Consider a customer support AI that has been operating for two years without forgetting. It has accumulated 50,000 memories. The product it supports has been updated 24 times in that period, with each update changing some feature behavior, deprecating some workarounds, and introducing new capabilities. At least 15,000 of the stored memories reference product behavior that no longer exists. Another 10,000 are redundant, covering the same topics captured at different times.

This system now returns retrieval results where 50% of the candidates are either wrong or redundant. Users get confused by contradictory information. Support agents spend time verifying which information is current. The system is worse at its job than a fresh system with 10,000 accurate memories would be, despite having five times more data.

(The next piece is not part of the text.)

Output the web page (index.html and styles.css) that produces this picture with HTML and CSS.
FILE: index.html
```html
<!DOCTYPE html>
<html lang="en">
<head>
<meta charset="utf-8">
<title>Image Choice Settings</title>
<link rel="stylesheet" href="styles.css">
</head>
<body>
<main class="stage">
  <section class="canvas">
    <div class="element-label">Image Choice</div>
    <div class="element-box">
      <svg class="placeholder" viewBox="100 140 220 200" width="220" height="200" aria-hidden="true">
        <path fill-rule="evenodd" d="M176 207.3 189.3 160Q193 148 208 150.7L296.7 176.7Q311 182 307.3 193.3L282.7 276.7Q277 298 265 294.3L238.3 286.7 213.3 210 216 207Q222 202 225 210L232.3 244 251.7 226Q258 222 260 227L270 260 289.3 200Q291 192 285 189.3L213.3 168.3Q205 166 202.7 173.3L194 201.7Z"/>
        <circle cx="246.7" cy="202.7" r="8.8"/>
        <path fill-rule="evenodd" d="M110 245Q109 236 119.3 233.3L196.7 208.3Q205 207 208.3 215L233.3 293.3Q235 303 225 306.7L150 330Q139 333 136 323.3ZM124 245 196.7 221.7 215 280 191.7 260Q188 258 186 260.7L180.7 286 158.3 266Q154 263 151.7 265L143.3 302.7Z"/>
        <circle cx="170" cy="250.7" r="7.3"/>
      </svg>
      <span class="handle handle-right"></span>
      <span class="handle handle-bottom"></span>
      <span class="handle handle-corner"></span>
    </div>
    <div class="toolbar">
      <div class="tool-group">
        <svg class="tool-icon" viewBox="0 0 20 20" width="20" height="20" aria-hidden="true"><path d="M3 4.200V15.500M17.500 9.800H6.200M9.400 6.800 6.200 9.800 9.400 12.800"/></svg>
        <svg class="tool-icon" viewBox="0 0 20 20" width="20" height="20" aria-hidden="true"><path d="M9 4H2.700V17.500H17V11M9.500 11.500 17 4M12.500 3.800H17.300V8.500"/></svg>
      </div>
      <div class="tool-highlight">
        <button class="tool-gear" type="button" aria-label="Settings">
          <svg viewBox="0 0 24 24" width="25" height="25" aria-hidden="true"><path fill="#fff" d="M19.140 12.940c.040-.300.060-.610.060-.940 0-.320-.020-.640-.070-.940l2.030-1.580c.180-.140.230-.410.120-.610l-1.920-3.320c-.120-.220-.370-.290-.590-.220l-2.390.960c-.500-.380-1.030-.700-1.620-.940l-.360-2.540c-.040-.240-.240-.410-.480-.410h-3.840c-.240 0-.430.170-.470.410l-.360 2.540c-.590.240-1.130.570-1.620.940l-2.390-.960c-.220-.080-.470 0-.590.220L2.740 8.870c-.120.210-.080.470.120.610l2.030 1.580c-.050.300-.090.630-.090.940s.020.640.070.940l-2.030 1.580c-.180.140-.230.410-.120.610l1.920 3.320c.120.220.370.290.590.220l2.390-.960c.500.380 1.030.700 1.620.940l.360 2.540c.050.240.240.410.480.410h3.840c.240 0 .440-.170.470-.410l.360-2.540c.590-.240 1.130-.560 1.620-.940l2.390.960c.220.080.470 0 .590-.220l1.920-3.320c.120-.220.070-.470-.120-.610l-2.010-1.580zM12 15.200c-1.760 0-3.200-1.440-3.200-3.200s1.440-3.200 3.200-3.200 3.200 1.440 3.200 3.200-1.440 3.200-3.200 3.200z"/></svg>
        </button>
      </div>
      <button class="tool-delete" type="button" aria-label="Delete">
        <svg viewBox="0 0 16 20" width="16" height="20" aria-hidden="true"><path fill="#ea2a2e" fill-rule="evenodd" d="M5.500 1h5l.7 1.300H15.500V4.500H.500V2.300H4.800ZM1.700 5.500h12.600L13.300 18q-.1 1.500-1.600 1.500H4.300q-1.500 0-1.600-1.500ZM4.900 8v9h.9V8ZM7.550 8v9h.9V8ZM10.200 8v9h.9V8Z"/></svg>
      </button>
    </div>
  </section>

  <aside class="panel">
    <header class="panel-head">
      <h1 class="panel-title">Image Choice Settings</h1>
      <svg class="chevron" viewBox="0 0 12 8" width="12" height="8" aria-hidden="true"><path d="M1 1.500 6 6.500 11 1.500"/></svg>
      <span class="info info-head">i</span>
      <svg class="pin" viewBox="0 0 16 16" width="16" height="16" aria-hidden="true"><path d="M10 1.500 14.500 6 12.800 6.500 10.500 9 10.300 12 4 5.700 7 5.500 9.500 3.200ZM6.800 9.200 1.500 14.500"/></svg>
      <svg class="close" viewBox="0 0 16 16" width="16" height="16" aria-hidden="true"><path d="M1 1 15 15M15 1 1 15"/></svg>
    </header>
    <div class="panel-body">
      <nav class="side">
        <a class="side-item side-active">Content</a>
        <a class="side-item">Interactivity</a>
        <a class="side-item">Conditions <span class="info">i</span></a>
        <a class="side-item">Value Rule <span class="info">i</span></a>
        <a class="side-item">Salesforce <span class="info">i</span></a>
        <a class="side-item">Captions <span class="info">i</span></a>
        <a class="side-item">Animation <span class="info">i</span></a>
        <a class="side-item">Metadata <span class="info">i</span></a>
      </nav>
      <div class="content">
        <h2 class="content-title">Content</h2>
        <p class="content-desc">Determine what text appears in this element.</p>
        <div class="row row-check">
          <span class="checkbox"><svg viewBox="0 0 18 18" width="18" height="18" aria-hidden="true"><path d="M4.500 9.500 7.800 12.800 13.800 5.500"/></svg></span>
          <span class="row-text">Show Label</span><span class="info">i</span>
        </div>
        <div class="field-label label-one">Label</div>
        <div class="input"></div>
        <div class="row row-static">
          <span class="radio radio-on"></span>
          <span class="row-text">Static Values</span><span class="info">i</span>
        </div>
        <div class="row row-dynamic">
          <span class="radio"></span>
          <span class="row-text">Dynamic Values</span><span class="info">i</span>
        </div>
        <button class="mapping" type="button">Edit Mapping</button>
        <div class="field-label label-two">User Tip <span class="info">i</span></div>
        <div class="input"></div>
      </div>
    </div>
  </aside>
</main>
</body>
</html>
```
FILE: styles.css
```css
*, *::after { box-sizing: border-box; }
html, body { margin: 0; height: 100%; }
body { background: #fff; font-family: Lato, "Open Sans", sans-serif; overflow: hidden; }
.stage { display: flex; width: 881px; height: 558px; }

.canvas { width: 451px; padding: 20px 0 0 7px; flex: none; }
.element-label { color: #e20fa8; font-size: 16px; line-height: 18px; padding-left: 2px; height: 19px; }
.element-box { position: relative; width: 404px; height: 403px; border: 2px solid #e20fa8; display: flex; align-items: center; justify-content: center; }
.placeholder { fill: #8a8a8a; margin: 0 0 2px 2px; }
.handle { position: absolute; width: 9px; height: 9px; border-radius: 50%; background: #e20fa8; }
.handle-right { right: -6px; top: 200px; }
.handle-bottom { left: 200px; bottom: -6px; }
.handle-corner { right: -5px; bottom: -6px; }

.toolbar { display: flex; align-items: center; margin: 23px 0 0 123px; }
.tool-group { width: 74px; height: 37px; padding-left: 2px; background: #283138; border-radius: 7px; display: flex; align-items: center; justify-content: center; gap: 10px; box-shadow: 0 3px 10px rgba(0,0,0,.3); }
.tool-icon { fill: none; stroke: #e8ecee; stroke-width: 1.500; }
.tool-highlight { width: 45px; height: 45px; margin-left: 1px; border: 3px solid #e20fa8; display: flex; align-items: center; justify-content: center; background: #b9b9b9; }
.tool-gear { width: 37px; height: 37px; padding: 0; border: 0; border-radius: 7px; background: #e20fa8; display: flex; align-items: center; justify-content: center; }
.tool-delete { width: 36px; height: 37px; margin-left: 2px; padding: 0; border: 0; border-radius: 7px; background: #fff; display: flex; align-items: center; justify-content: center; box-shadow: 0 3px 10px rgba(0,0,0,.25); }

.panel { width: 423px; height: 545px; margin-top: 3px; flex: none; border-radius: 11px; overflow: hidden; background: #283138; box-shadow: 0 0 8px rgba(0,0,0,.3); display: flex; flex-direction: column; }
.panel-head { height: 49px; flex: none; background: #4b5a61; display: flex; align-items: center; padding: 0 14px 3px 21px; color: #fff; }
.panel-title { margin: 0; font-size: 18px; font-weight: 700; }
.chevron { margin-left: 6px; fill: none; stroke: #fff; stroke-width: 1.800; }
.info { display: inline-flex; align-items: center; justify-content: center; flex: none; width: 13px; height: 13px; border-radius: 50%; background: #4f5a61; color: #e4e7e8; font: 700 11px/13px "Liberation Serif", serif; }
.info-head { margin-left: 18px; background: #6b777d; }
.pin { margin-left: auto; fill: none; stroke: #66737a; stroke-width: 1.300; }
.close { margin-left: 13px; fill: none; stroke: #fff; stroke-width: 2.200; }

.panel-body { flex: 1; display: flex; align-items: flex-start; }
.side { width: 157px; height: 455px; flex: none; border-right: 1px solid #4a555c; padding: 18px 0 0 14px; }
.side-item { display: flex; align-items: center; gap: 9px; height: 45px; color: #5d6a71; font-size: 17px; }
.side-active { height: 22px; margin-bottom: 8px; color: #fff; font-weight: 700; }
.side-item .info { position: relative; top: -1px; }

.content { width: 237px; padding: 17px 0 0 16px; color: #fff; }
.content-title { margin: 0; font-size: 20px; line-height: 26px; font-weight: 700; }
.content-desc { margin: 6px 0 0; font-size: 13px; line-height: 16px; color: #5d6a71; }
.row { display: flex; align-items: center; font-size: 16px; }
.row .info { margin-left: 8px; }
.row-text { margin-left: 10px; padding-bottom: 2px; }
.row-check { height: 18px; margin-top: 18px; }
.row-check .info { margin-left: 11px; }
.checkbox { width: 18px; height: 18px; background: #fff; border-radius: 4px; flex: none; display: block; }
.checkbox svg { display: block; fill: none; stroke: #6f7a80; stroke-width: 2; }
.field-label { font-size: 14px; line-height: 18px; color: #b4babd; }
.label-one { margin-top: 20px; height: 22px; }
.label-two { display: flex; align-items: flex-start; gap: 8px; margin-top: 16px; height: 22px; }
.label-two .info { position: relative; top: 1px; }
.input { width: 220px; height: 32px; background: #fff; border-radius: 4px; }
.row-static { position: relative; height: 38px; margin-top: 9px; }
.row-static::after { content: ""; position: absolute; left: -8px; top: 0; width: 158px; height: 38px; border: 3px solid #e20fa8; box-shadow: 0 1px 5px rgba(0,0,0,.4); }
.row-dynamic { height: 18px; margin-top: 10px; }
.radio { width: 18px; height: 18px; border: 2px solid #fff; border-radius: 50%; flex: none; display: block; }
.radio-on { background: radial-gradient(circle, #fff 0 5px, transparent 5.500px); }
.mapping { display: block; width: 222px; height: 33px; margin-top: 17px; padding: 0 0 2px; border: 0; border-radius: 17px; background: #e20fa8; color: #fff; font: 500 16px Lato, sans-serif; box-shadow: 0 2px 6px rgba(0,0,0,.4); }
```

With controlled forgetting, the same system would have archived or deleted the 15,000 outdated memories as they decayed, and consolidation would have merged the 10,000 redundant entries into roughly 4,000 comprehensive ones. The active store would contain approximately 20,000 high-quality memories, and retrieval would consistently surface current, accurate information.

Implementing Forgetting Safely

The fear that drives never-forget policies is that the system might forget something important. This fear is valid but misplaced. With importance-based exemptions, high-value memories are protected from decay. With archival instead of deletion, forgotten memories can be restored if they become relevant again. With consolidation before forgetting, the information content of forgotten memories is typically preserved in merged, higher-quality entries.

Adaptive Recall implements all three safeguards. Memories with confidence above 8.0 are protected from automatic forgetting. Forgotten memories move to an archive tier by default rather than being permanently deleted. And consolidation runs before the forgetting sweep, so redundant entries are merged before any removal decisions are made. The result is aggressive forgetting with minimal risk of information loss.